I might bump everything to later compilers and OpenMPI next week to see if the problems still exist with out latest toolchains.

@eschnett
Copy link
Owner

eschnett commented Mar 2, 2022

I would expect that the regression test failures are either errors in the MPItrampoline Fortran bindings, or errors in my changes to CP2K. So far, I have built the OpenMPI CP2K tests in a Docker container; my next steps would be to convert these to MPItrampoline tests so that I can run these tests locally.

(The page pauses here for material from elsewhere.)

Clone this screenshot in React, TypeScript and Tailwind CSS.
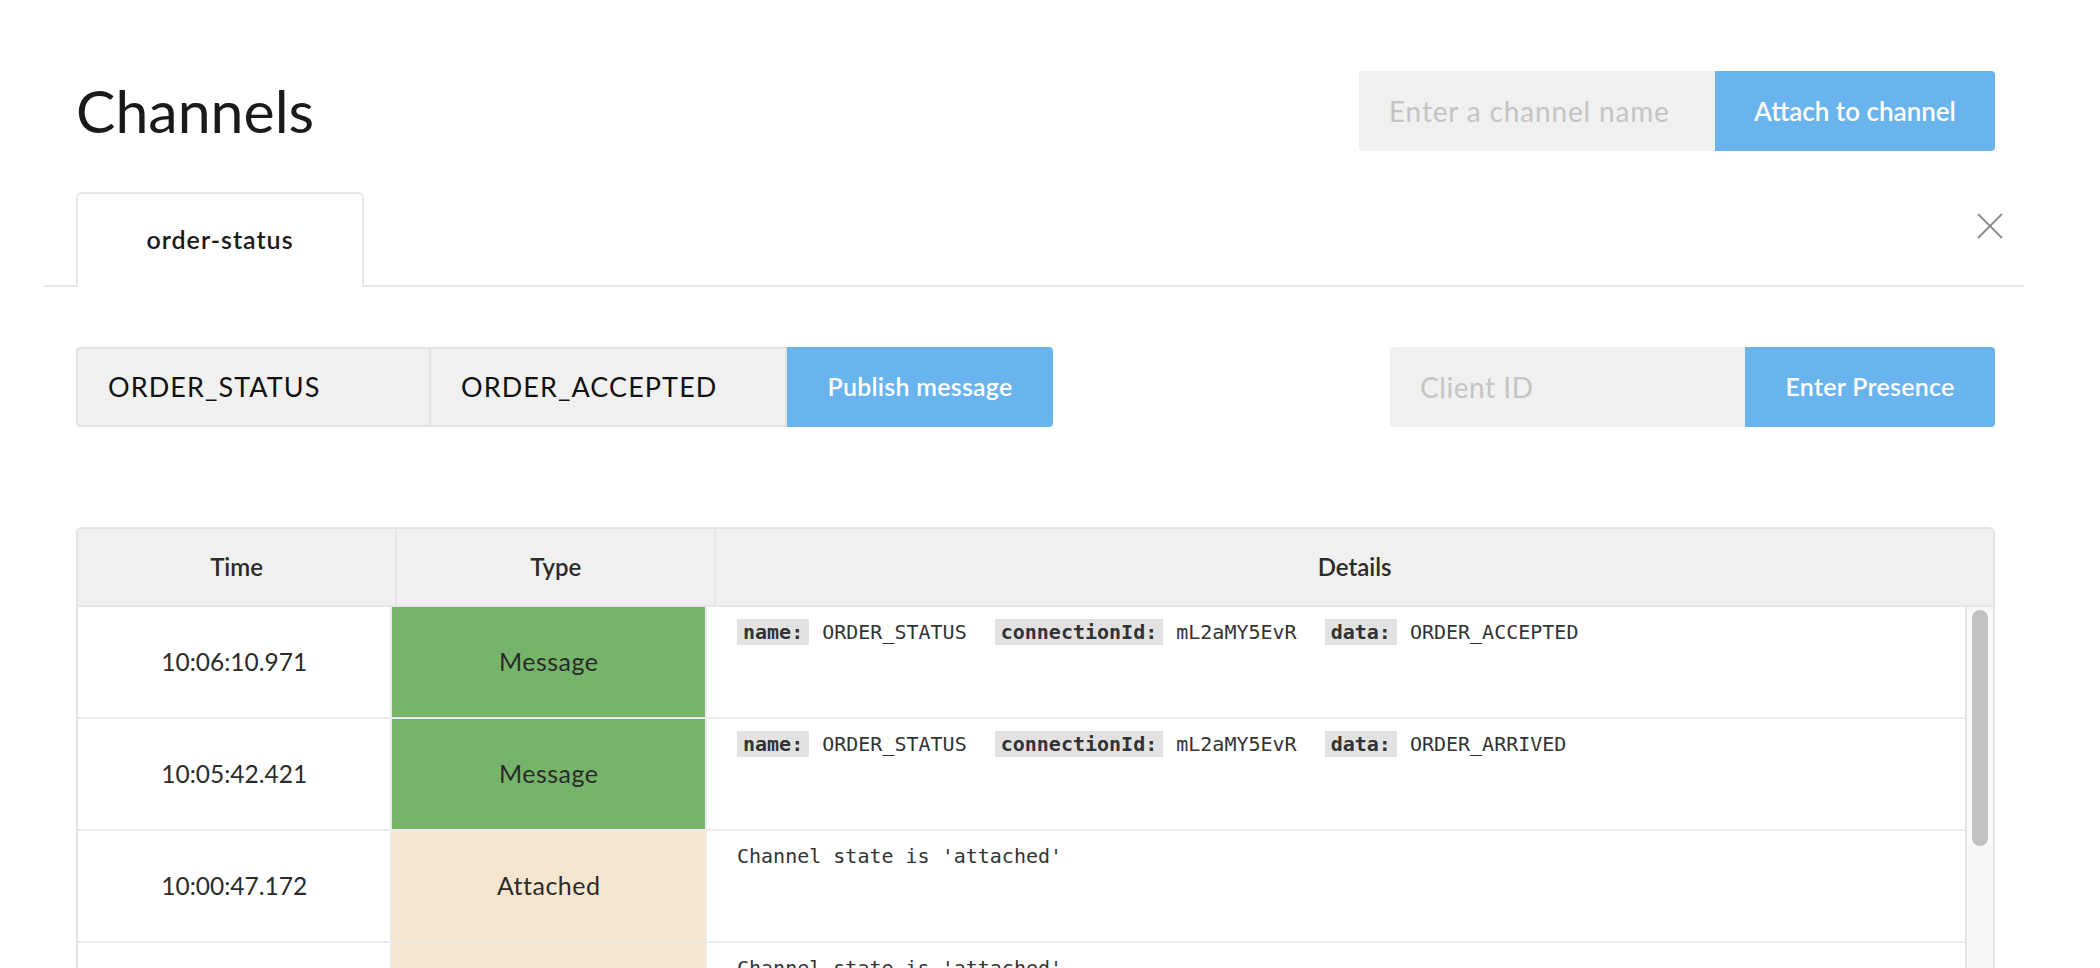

If you have a reproducible setup that I can use, then that could save me some time.

@ocaisa
Copy link
Contributor Author

ocaisa commented Mar 3, 2022

What I have is reproducible but tedious for you I suspect (it would involved building everything down to the compiler and requires customisations for MPItrampoline that are currently not merged in an EasyBuild release yet).

My job with the MPItrampoline tests was killed after 13 hours of testing :(

@ocaisa
Copy link
Contributor Author

ocaisa commented Mar 3, 2022

You can find the docs on the tests at https://www.cp2k.org/dev:regtesting . If you have an existing build you should be able to run the tests using that build (after getting the sources and then starting from Step 2 using the -nobuild option)

There is a section there also about the directory structure you need.

@eschnett
Copy link
Owner

eschnett commented Mar 3, 2022

I tried a -nobuild test, following your instructions. This leads to the error

make: *** No rule to make target 'realclean'.  Stop.

Apparently there is a makefile that needs to be somewhere.

I also tried the Docker container I mentioned earlier (with OpenMPI, no changes, straight from the checkout). This led to many failures (55 out of 60).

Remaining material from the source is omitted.